[Start of Supplied material]
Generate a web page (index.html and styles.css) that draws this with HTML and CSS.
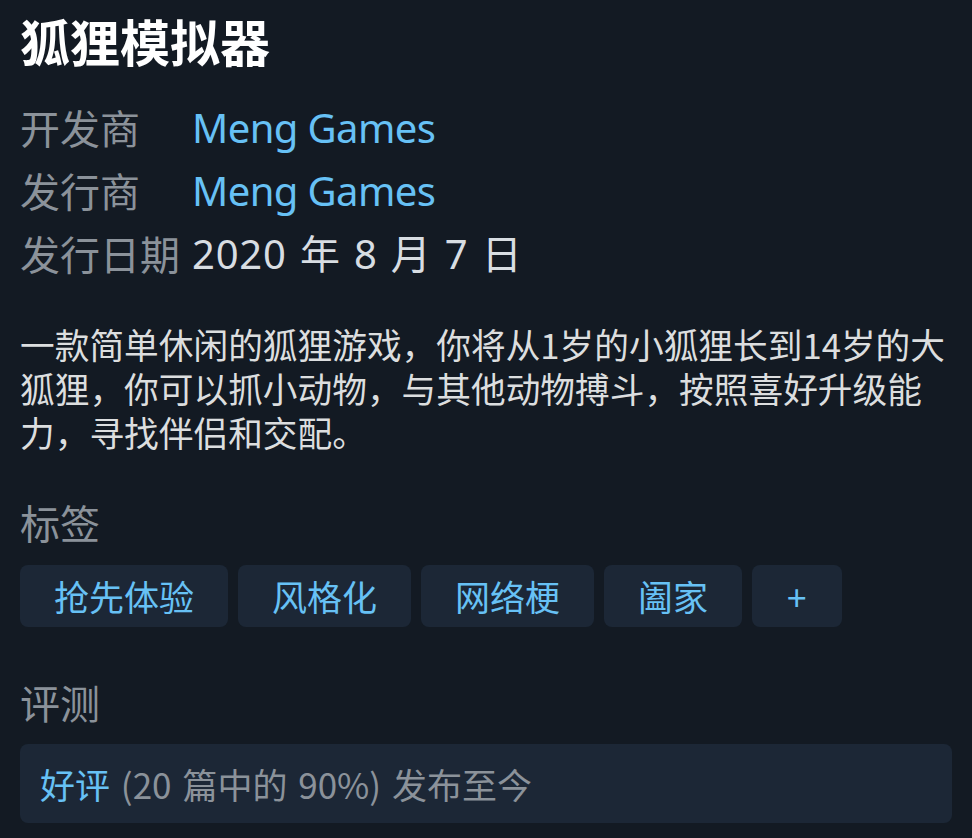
FILE: index.html
```html
<!DOCTYPE html>
<html lang="zh-CN">
<head>
<meta charset="utf-8">
<title>狐狸模拟器</title>
<link rel="stylesheet" href="styles.css">
</head>
<body>
<main class="page">
  <h1 class="title">狐狸模拟器</h1>
  <dl class="info">
    <dt class="info-label">开发商</dt>
    <dd class="info-value link">Meng Games</dd>
    <dt class="info-label">发行商</dt>
    <dd class="info-value link">Meng Games</dd>
    <dt class="info-label">发行日期</dt>
    <dd class="info-value date">2020 年 8 月 7 日</dd>
  </dl>
  <p class="desc">一款简单休闲的狐狸游戏，你将从1岁的小狐狸长到14岁的大狐狸，你可以抓小动物，与其他动物搏斗，按照喜好升级能力，寻找伴侣和交配。</p>
  <h2 class="section-title">标签</h2>
  <div class="tags">
    <span class="tag">抢先体验</span>
    <span class="tag">风格化</span>
    <span class="tag">网络梗</span>
    <span class="tag">阖家</span>
    <span class="tag tag-more">+</span>
  </div>
  <h2 class="section-title section-title-review">评测</h2>
  <div class="review">
    <span class="review-rating">好评</span> (20 篇中的 90%) 发布至今
  </div>
</main>
</body>
</html>
```
FILE: styles.css
```css
html, body {
  margin: 0;
  padding: 0;
  background: #131a23;
}

body {
  font-family: "Noto Sans", "Noto Sans CJK SC", sans-serif;
  color: #d8dde2;
}

.page {
  padding: 6px 20px 0 20px;
}

.title {
  margin: 0;
  font-family: "Noto Sans CJK SC", sans-serif;
  font-size: 50px;
  font-weight: 700;
  line-height: 68px;
  color: #ffffff;
}

.info {
  margin: 22px 0 0 0;
  display: grid;
  grid-template-columns: auto 1fr;
  column-gap: 12px;
  row-gap: 0;
}

.info-label,
.info-value {
  margin: 0;
  font-size: 40px;
  line-height: 63px;
}

.info-label {
  font-family: "Noto Sans CJK SC", sans-serif;
  color: #8b929a;
}

.info-value {
  font-family: "Noto Sans", "Noto Sans CJK SC", sans-serif;
  color: #d8dde2;
}

.link {
  color: #67c1f5;
  letter-spacing: -0.6px;
}

.date {
  letter-spacing: 0.8px;
  word-spacing: 2px;
}

.desc {
  margin: 37px 0 0 0;
  font-family: "Noto Sans CJK SC", sans-serif;
  font-size: 34.7px;
  line-height: 44px;
  color: #dcdedf;
}

.section-title {
  margin: 40px 0 0 0;
  font-family: "Noto Sans CJK SC", sans-serif;
  font-size: 40px;
  font-weight: 400;
  line-height: 56px;
  color: #8b929a;
}

.section-title-review {
  margin-top: 47px;
}

.tags {
  margin-top: 15px;
  display: flex;
  gap: 10px;
}

.tag {
  display: block;
  padding: 0 34px;
  height: 62px;
  line-height: 62px;
  border-radius: 8px;
  background: #1c2736;
  color: #67c1f5;
  font-family: "Noto Sans CJK SC", sans-serif;
  font-size: 35px;
}

.tag-more {
  padding: 0 35px;
}

.review {
  margin-top: 14px;
  padding: 17px 20px;
  border-radius: 8px;
  background: #1c2736;
  font-family: "Noto Sans CJK SC", sans-serif;
  font-size: 35px;
  line-height: 45px;
  word-spacing: 3px;
  color: #8b929a;
}

.review-rating {
  color: #67c1f5;
}
```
[End of Supplied material]
Exercise instructions: Reproduce every line precisely as given, omitting all pictures.

Result for this exercise:
Generate a web page (index.html and styles.css) that draws this with HTML and CSS.
FILE: index.html
```html
<!DOCTYPE html>
<html lang="zh-CN">
<head>
<meta charset="utf-8">
<title>狐狸模拟器</title>
<link rel="stylesheet" href="styles.css">
</head>
<body>
<main class="page">
  <h1 class="title">狐狸模拟器</h1>
  <dl class="info">
    <dt class="info-label">开发商</dt>
    <dd class="info-value link">Meng Games</dd>
    <dt class="info-label">发行商</dt>
    <dd class="info-value link">Meng Games</dd>
    <dt class="info-label">发行日期</dt>
    <dd class="info-value date">2020 年 8 月 7 日</dd>
  </dl>
  <p class="desc">一款简单休闲的狐狸游戏，你将从1岁的小狐狸长到14岁的大狐狸，你可以抓小动物，与其他动物搏斗，按照喜好升级能力，寻找伴侣和交配。</p>
  <h2 class="section-title">标签</h2>
  <div class="tags">
    <span class="tag">抢先体验</span>
    <span class="tag">风格化</span>
    <span class="tag">网络梗</span>
    <span class="tag">阖家</span>
    <span class="tag tag-more">+</span>
  </div>
  <h2 class="section-title section-title-review">评测</h2>
  <div class="review">
    <span class="review-rating">好评</span> (20 篇中的 90%) 发布至今
  </div>
</main>
</body>
</html>
```
FILE: styles.css
```css
html, body {
  margin: 0;
  padding: 0;
  background: #131a23;
}

body {
  font-family: "Noto Sans", "Noto Sans CJK SC", sans-serif;
  color: #d8dde2;
}

.page {
  padding: 6px 20px 0 20px;
}

.title {
  margin: 0;
  font-family: "Noto Sans CJK SC", sans-serif;
  font-size: 50px;
  font-weight: 700;
  line-height: 68px;
  color: #ffffff;
}

.info {
  margin: 22px 0 0 0;
  display: grid;
  grid-template-columns: auto 1fr;
  column-gap: 12px;
  row-gap: 0;
}

.info-label,
.info-value {
  margin: 0;
  font-size: 40px;
  line-height: 63px;
}

.info-label {
  font-family: "Noto Sans CJK SC", sans-serif;
  color: #8b929a;
}

.info-value {
  font-family: "Noto Sans", "Noto Sans CJK SC", sans-serif;
  color: #d8dde2;
}

.link {
  color: #67c1f5;
  letter-spacing: -0.6px;
}

.date {
  letter-spacing: 0.8px;
  word-spacing: 2px;
}

.desc {
  margin: 37px 0 0 0;
  font-family: "Noto Sans CJK SC", sans-serif;
  font-size: 34.7px;
  line-height: 44px;
  color: #dcdedf;
}

.section-title {
  margin: 40px 0 0 0;
  font-family: "Noto Sans CJK SC", sans-serif;
  font-size: 40px;
  font-weight: 400;
  line-height: 56px;
  color: #8b929a;
}

.section-title-review {
  margin-top: 47px;
}

.tags {
  margin-top: 15px;
  display: flex;
  gap: 10px;
}

.tag {
  display: block;
  padding: 0 34px;
  height: 62px;
  line-height: 62px;
  border-radius: 8px;
  background: #1c2736;
  color: #67c1f5;
  font-family: "Noto Sans CJK SC", sans-serif;
  font-size: 35px;
}

.tag-more {
  padding: 0 35px;
}

.review {
  margin-top: 14px;
  padding: 17px 20px;
  border-radius: 8px;
  background: #1c2736;
  font-family: "Noto Sans CJK SC", sans-serif;
  font-size: 35px;
  line-height: 45px;
  word-spacing: 3px;
  color: #8b929a;
}

.review-rating {
  color: #67c1f5;
}
```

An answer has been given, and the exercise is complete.